> [PROVIDED INFORMATION]

******************************

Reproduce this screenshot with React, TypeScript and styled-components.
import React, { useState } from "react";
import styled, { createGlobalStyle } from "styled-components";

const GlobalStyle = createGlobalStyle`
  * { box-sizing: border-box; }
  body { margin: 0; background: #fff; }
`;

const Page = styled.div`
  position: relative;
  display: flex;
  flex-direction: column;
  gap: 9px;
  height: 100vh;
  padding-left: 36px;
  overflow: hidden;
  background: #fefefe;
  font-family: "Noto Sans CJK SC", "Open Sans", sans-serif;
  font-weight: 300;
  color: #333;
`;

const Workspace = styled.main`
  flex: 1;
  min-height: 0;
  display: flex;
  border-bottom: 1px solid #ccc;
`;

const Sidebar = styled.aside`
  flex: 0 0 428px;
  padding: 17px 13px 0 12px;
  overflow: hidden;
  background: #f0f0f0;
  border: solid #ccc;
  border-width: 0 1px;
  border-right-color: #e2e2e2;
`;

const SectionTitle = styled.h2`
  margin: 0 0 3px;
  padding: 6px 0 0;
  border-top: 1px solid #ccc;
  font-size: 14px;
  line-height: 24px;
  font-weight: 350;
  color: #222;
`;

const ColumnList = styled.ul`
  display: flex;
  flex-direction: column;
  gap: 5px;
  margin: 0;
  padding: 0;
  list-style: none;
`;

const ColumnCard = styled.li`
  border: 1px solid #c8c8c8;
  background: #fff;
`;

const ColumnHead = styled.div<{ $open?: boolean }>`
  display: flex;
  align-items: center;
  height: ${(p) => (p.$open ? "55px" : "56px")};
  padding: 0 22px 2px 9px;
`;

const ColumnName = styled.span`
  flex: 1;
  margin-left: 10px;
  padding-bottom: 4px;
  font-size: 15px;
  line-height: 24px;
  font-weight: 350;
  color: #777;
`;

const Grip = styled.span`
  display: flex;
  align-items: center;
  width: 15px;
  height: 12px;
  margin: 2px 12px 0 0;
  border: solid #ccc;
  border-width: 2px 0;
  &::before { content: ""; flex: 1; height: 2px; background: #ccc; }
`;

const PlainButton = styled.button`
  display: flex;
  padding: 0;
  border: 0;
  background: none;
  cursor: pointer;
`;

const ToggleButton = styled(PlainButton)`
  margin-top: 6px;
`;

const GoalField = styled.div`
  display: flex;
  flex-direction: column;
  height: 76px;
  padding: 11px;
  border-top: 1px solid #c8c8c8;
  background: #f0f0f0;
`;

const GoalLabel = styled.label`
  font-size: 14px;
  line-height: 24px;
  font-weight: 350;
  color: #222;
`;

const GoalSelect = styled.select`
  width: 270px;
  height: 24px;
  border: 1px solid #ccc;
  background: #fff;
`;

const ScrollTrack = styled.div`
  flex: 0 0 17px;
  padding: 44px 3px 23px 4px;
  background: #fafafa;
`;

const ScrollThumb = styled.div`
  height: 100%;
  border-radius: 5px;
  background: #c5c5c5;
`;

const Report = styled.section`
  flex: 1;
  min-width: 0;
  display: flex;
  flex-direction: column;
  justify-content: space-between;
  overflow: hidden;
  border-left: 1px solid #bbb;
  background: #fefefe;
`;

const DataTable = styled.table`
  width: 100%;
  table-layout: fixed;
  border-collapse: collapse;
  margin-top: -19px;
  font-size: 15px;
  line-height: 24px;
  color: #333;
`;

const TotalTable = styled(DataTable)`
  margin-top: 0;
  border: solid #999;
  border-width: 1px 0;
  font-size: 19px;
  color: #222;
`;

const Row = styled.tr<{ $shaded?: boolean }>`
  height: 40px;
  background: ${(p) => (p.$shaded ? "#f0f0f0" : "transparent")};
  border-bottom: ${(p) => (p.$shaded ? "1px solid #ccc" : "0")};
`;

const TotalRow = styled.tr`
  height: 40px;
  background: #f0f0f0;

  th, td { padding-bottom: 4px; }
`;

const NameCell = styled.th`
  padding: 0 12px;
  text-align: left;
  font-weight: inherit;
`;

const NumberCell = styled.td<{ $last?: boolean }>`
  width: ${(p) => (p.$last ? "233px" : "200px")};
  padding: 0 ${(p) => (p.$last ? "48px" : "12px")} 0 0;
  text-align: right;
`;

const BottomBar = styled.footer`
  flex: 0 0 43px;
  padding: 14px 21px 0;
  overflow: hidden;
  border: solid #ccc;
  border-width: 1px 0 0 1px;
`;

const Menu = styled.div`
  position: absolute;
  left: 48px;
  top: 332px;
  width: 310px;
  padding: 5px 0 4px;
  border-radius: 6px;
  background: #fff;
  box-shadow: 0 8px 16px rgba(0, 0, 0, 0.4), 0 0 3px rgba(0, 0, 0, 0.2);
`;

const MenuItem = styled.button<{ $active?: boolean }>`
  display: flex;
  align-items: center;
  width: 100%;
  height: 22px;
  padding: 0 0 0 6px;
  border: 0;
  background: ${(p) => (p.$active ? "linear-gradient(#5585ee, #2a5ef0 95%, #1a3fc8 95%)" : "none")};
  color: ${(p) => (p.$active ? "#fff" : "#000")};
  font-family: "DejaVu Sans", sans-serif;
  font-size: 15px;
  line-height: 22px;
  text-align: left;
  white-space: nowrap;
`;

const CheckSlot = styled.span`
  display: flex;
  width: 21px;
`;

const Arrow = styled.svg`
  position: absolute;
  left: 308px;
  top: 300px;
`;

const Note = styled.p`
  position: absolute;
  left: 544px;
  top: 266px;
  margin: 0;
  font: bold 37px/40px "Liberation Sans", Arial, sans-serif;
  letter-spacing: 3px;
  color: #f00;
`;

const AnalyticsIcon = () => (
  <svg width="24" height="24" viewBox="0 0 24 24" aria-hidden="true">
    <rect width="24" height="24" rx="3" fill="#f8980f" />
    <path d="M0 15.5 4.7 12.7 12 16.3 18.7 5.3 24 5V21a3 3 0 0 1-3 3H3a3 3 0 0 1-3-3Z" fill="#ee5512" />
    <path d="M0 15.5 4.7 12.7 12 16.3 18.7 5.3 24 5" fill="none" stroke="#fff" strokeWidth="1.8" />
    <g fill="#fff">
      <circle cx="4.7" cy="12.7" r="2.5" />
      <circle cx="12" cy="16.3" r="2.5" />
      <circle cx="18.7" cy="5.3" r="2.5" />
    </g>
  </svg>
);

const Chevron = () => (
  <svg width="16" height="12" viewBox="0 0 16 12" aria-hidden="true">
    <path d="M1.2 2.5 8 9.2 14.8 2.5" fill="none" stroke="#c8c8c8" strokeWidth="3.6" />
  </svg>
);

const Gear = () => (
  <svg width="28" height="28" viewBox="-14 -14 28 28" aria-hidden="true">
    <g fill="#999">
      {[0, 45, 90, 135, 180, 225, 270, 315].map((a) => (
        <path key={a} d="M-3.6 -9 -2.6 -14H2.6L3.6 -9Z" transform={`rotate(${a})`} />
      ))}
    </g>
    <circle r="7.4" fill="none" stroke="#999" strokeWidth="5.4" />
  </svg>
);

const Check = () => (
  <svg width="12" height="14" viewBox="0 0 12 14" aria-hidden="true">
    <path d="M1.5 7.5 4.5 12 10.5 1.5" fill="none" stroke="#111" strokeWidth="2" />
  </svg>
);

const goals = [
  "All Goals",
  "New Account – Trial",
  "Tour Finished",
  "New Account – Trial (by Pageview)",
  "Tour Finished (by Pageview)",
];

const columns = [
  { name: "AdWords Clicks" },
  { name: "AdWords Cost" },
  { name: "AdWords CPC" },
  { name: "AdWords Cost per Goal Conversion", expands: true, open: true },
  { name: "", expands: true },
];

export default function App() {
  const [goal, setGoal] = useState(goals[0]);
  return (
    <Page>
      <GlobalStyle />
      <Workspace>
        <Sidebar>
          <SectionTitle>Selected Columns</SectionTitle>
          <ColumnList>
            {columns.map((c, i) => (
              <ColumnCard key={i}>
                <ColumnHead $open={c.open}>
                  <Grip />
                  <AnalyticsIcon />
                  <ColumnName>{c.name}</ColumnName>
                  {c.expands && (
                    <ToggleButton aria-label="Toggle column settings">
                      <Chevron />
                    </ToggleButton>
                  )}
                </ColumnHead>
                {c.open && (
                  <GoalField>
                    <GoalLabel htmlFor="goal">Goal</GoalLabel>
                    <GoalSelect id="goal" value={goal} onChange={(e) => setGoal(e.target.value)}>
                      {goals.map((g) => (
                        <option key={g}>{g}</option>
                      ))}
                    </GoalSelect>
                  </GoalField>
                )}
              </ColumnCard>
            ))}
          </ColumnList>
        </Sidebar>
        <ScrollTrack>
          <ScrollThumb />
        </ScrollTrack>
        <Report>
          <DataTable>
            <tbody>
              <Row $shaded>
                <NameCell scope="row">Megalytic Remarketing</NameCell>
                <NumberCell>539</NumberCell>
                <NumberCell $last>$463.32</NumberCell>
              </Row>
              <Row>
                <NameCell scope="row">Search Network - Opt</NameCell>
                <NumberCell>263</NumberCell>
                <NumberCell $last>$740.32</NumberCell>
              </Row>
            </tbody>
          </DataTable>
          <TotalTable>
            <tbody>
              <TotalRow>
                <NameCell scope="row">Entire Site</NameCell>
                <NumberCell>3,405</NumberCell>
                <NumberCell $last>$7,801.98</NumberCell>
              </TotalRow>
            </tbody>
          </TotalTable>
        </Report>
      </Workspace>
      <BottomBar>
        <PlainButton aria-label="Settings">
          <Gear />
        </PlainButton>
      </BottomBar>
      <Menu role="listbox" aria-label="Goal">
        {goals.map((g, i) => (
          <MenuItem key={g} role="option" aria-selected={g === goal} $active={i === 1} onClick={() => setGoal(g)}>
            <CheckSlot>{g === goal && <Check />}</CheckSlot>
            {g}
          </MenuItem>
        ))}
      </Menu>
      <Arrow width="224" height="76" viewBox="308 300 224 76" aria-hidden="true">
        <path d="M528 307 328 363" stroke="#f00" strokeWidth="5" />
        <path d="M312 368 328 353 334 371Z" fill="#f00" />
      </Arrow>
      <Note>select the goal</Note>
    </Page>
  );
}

******************************

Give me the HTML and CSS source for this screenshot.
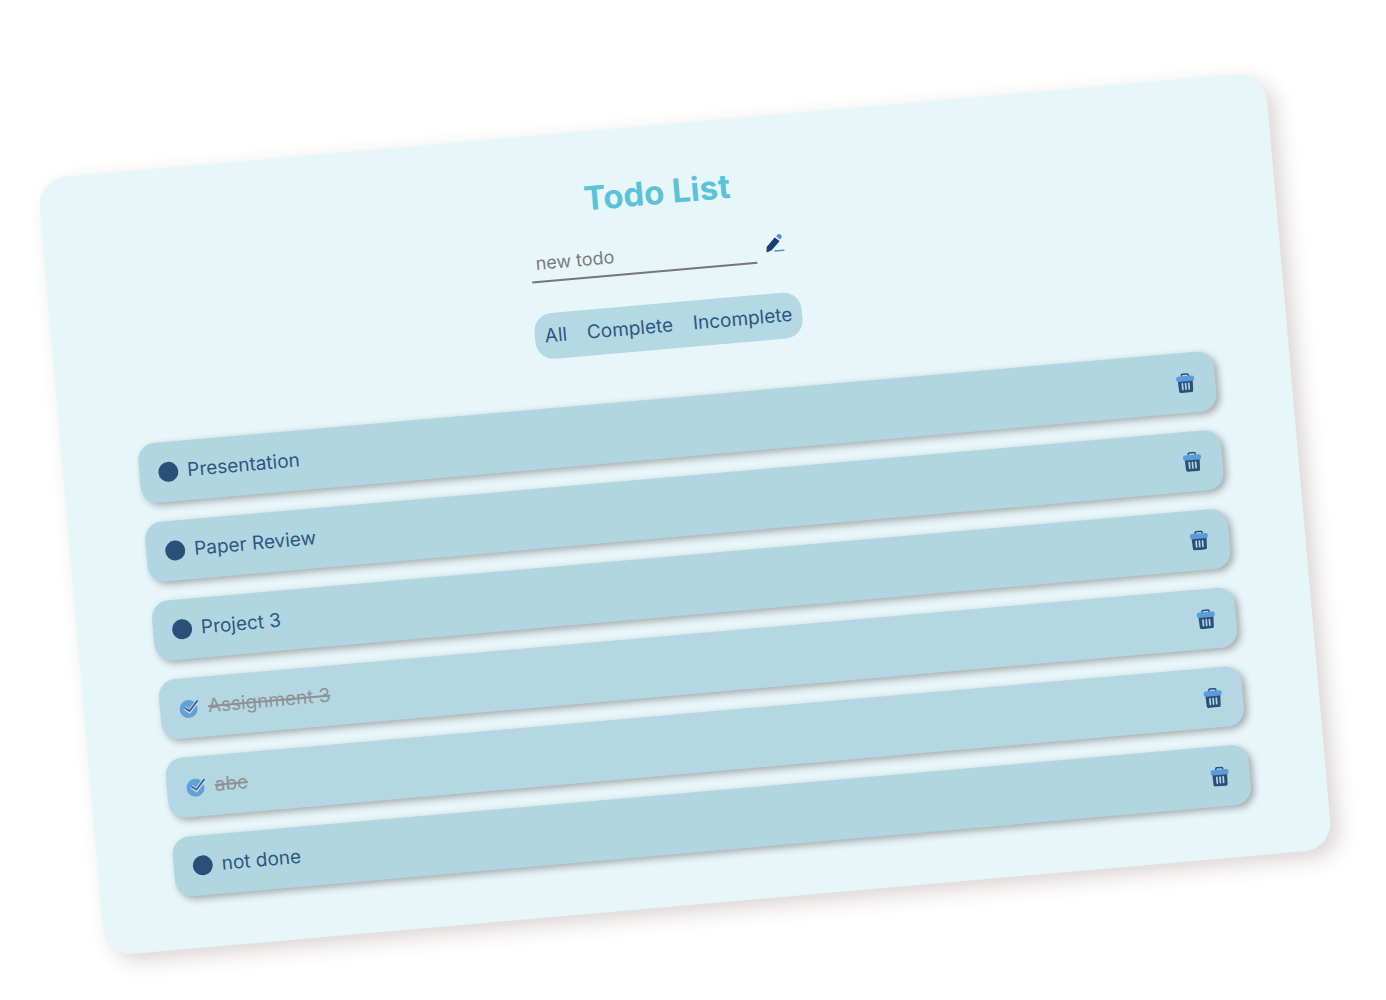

******************************

> [EXERCISE TASK]
Go through the records and copy each line with "components" in it.

> [EXPECTED ANSWER]
Reproduce this screenshot with React, TypeScript and styled-components.
import styled, { createGlobalStyle } from "styled-components";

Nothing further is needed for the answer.